State only how many lines below include the string "size".

══════════

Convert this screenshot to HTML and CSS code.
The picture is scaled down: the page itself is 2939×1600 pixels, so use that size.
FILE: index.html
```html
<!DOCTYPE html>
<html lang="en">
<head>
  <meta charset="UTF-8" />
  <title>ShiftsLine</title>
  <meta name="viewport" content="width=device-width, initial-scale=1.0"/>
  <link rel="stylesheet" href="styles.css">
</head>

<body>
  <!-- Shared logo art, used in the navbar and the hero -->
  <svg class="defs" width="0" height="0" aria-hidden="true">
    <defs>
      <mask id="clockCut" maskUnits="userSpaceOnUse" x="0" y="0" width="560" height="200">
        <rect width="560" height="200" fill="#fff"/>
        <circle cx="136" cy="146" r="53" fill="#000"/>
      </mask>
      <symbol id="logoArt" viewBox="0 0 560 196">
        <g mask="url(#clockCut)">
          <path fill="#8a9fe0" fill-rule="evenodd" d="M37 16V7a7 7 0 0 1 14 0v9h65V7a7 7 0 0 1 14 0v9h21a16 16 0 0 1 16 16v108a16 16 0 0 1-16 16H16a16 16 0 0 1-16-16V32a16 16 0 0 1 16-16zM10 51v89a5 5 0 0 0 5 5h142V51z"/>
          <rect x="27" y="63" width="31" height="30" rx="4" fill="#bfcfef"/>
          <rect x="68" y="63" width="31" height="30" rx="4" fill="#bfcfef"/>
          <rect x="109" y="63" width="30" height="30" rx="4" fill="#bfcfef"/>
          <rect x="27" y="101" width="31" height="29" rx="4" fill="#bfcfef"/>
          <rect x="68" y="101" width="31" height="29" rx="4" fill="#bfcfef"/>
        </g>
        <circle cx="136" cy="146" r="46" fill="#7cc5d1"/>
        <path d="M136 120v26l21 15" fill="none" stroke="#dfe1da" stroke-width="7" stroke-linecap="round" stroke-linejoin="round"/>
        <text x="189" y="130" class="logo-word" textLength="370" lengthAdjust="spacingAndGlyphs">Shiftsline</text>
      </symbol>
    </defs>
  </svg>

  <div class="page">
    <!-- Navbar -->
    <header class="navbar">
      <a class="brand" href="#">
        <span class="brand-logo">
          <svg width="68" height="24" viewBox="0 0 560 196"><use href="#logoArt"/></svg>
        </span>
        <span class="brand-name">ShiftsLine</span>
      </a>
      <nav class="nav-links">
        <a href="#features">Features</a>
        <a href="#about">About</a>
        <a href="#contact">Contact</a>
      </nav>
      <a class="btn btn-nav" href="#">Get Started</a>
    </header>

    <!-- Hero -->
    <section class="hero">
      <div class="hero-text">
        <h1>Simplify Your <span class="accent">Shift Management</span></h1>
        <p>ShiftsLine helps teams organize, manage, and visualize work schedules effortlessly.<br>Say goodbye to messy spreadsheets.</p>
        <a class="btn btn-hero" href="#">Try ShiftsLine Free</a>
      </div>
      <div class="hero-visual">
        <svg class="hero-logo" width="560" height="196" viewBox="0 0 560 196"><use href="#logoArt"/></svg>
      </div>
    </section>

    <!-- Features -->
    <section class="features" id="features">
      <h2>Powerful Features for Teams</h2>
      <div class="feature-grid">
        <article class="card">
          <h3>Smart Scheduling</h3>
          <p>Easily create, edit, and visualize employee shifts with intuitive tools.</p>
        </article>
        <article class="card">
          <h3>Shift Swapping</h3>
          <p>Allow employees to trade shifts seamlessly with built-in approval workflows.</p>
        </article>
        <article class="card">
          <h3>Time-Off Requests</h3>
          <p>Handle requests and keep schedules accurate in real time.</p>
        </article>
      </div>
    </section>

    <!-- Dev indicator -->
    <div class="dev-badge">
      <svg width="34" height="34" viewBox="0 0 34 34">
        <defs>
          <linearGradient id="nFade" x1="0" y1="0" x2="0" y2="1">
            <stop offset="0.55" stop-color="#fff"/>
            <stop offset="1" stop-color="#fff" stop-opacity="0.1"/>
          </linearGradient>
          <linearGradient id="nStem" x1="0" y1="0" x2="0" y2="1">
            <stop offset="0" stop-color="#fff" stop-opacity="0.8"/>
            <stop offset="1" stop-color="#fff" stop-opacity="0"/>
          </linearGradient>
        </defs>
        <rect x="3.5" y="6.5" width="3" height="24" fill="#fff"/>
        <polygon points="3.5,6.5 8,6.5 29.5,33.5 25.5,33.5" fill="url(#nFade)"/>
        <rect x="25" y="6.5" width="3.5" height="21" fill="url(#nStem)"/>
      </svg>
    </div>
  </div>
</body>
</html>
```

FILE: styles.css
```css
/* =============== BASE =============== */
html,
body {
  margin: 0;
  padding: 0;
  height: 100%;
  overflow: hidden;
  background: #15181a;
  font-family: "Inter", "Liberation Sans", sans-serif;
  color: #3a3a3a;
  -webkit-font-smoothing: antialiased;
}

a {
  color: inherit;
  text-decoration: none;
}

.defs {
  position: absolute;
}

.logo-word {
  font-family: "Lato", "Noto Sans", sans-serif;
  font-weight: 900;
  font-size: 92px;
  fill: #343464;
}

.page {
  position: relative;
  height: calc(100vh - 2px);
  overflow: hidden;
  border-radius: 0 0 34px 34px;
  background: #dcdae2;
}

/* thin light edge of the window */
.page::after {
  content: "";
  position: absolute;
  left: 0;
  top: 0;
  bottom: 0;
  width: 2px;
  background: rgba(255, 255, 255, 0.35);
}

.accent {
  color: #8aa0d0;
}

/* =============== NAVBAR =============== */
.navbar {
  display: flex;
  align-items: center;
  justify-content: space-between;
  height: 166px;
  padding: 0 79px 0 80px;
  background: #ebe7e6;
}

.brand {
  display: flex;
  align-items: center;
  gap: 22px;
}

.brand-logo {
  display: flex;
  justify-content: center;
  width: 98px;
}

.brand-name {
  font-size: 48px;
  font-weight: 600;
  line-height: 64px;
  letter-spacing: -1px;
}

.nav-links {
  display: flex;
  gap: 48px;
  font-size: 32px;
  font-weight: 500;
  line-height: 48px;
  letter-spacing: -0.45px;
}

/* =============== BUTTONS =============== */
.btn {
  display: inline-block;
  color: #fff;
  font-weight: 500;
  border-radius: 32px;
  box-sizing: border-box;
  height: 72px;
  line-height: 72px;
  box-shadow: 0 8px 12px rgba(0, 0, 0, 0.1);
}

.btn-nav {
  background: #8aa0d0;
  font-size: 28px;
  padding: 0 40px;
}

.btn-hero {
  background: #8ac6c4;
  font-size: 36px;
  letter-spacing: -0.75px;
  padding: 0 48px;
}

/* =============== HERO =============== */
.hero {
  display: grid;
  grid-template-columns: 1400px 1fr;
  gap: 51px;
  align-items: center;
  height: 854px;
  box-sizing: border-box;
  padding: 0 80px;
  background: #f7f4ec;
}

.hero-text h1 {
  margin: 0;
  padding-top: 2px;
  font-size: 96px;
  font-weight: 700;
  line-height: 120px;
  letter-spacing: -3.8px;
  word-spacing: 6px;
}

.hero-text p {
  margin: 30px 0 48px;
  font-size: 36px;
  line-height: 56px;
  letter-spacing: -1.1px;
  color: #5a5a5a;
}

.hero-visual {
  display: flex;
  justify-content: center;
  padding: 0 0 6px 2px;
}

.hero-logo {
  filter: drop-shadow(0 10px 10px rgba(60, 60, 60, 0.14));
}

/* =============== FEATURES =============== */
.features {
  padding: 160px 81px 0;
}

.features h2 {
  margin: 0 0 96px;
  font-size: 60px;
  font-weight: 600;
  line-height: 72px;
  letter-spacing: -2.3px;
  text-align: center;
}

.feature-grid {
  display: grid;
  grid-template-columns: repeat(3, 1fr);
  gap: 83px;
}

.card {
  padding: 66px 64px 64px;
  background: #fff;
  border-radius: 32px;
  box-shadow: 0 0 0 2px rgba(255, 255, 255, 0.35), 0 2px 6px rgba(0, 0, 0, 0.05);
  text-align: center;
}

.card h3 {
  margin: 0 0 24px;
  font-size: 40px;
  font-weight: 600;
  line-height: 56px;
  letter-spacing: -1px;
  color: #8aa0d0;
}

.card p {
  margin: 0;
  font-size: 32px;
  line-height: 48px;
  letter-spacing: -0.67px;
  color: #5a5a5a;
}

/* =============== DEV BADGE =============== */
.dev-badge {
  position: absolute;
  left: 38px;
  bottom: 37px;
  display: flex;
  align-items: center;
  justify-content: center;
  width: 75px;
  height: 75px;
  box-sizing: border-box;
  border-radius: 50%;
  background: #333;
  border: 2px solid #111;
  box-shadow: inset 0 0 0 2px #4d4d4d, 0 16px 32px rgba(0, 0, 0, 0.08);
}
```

══════════

» Worked solution: 11